Dataset content:
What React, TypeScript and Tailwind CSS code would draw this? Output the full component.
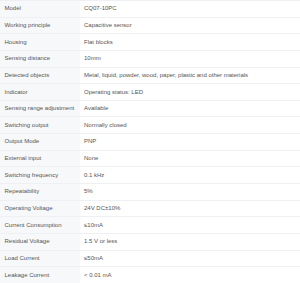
const rows: [string, string][] = [
  ['Model', 'CQ07-10PC'],
  ['Working principle', 'Capacitive sensor'],
  ['Housing', 'Flat blocks'],
  ['Sensing distance', '10mm'],
  ['Detected objects', 'Metal, liquid, powder, wood, paper, plastic and other materials'],
  ['Indicator', 'Operating status: LED'],
  ['Sensing range adjustment', 'Available'],
  ['Switching output', 'Normally closed'],
  ['Output Mode', 'PNP'],
  ['External input', 'None'],
  ['Switching frequency', '0.1 kHz'],
  ['Repeatability', '5%'],
  ['Operating Voltage', '24V DC±10%'],
  ['Current Consumption', '≤10mA'],
  ['Residual Voltage', '1.5 V or less'],
  ['Load Current', '≤50mA'],
  ['Leakage Current', '< 0.01 mA'],
];

export default function App() {
  return (
    <div className="w-[300px] h-[283px] overflow-hidden bg-white font-['Liberation_Sans',Arial,sans-serif] text-[6px] text-[#555]">
      <div className="border-t border-[#eef0f3]">
        {rows.map(([label, value]) => (
          <div key={label} className="flex h-[16.65px] border-b border-[#eef0f3]">
            <div className="w-[80px] shrink-0 bg-[#f7f8fa] pl-[4.5px] flex items-center">{label}</div>
            <div className="flex-1 pl-[4px] flex items-center">{value}</div>
          </div>
        ))}
      </div>
    </div>
  );
}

What the task asks: Write out each line of the data exactly; the images should be left out.

Solution for this problem:
What React, TypeScript and Tailwind CSS code would draw this? Output the full component.
const rows: [string, string][] = [
  ['Model', 'CQ07-10PC'],
  ['Working principle', 'Capacitive sensor'],
  ['Housing', 'Flat blocks'],
  ['Sensing distance', '10mm'],
  ['Detected objects', 'Metal, liquid, powder, wood, paper, plastic and other materials'],
  ['Indicator', 'Operating status: LED'],
  ['Sensing range adjustment', 'Available'],
  ['Switching output', 'Normally closed'],
  ['Output Mode', 'PNP'],
  ['External input', 'None'],
  ['Switching frequency', '0.1 kHz'],
  ['Repeatability', '5%'],
  ['Operating Voltage', '24V DC±10%'],
  ['Current Consumption', '≤10mA'],
  ['Residual Voltage', '1.5 V or less'],
  ['Load Current', '≤50mA'],
  ['Leakage Current', '< 0.01 mA'],
];

export default function App() {
  return (
    <div className="w-[300px] h-[283px] overflow-hidden bg-white font-['Liberation_Sans',Arial,sans-serif] text-[6px] text-[#555]">
      <div className="border-t border-[#eef0f3]">
        {rows.map(([label, value]) => (
          <div key={label} className="flex h-[16.65px] border-b border-[#eef0f3]">
            <div className="w-[80px] shrink-0 bg-[#f7f8fa] pl-[4.5px] flex items-center">{label}</div>
            <div className="flex-1 pl-[4px] flex items-center">{value}</div>
          </div>
        ))}
      </div>
    </div>
  );
}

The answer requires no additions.